> [Dataset extract]

+---+

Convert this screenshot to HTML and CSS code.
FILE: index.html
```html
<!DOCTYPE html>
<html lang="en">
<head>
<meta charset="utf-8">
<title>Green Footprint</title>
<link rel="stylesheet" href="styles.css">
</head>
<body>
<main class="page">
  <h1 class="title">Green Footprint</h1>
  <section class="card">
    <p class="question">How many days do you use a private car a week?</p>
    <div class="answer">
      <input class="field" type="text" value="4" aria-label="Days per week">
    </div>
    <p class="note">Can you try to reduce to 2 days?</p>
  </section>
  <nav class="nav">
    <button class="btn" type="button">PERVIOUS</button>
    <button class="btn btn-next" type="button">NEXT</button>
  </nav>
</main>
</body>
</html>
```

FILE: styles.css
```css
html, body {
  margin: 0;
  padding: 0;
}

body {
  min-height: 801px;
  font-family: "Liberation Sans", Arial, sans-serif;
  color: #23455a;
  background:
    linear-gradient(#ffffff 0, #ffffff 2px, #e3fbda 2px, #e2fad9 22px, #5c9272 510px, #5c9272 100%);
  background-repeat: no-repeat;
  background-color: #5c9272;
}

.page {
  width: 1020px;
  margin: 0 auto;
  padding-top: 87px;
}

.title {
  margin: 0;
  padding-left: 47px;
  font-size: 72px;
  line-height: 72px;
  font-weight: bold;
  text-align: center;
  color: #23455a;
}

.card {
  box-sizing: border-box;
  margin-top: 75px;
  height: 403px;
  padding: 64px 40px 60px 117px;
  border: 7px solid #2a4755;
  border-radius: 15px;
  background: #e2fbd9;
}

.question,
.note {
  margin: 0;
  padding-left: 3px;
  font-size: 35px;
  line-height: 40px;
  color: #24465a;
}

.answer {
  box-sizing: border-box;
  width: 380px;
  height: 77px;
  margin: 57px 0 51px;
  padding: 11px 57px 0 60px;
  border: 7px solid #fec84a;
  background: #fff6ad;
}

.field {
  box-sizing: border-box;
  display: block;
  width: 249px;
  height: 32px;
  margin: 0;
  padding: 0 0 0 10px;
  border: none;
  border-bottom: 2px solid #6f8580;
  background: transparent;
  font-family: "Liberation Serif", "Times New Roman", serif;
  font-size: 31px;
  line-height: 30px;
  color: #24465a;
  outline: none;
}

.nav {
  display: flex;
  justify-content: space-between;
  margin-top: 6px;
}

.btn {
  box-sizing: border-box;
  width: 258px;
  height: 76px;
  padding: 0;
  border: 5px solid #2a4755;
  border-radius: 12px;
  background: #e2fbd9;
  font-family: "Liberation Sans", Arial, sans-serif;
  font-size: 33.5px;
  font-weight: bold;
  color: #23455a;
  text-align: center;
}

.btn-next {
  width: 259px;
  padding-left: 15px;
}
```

+---+

Extract, word for word, each line of the listing above.

> [Expected answer]
Convert this screenshot to HTML and CSS code.
FILE: index.html
```html
<!DOCTYPE html>
<html lang="en">
<head>
<meta charset="utf-8">
<title>Green Footprint</title>
<link rel="stylesheet" href="styles.css">
</head>
<body>
<main class="page">
  <h1 class="title">Green Footprint</h1>
  <section class="card">
    <p class="question">How many days do you use a private car a week?</p>
    <div class="answer">
      <input class="field" type="text" value="4" aria-label="Days per week">
    </div>
    <p class="note">Can you try to reduce to 2 days?</p>
  </section>
  <nav class="nav">
    <button class="btn" type="button">PERVIOUS</button>
    <button class="btn btn-next" type="button">NEXT</button>
  </nav>
</main>
</body>
</html>
```

FILE: styles.css
```css
html, body {
  margin: 0;
  padding: 0;
}

body {
  min-height: 801px;
  font-family: "Liberation Sans", Arial, sans-serif;
  color: #23455a;
  background:
    linear-gradient(#ffffff 0, #ffffff 2px, #e3fbda 2px, #e2fad9 22px, #5c9272 510px, #5c9272 100%);
  background-repeat: no-repeat;
  background-color: #5c9272;
}

.page {
  width: 1020px;
  margin: 0 auto;
  padding-top: 87px;
}

.title {
  margin: 0;
  padding-left: 47px;
  font-size: 72px;
  line-height: 72px;
  font-weight: bold;
  text-align: center;
  color: #23455a;
}

.card {
  box-sizing: border-box;
  margin-top: 75px;
  height: 403px;
  padding: 64px 40px 60px 117px;
  border: 7px solid #2a4755;
  border-radius: 15px;
  background: #e2fbd9;
}

.question,
.note {
  margin: 0;
  padding-left: 3px;
  font-size: 35px;
  line-height: 40px;
  color: #24465a;
}

.answer {
  box-sizing: border-box;
  width: 380px;
  height: 77px;
  margin: 57px 0 51px;
  padding: 11px 57px 0 60px;
  border: 7px solid #fec84a;
  background: #fff6ad;
}

.field {
  box-sizing: border-box;
  display: block;
  width: 249px;
  height: 32px;
  margin: 0;
  padding: 0 0 0 10px;
  border: none;
  border-bottom: 2px solid #6f8580;
  background: transparent;
  font-family: "Liberation Serif", "Times New Roman", serif;
  font-size: 31px;
  line-height: 30px;
  color: #24465a;
  outline: none;
}

.nav {
  display: flex;
  justify-content: space-between;
  margin-top: 6px;
}

.btn {
  box-sizing: border-box;
  width: 258px;
  height: 76px;
  padding: 0;
  border: 5px solid #2a4755;
  border-radius: 12px;
  background: #e2fbd9;
  font-family: "Liberation Sans", Arial, sans-serif;
  font-size: 33.5px;
  font-weight: bold;
  color: #23455a;
  text-align: center;
}

.btn-next {
  width: 259px;
  padding-left: 15px;
}
```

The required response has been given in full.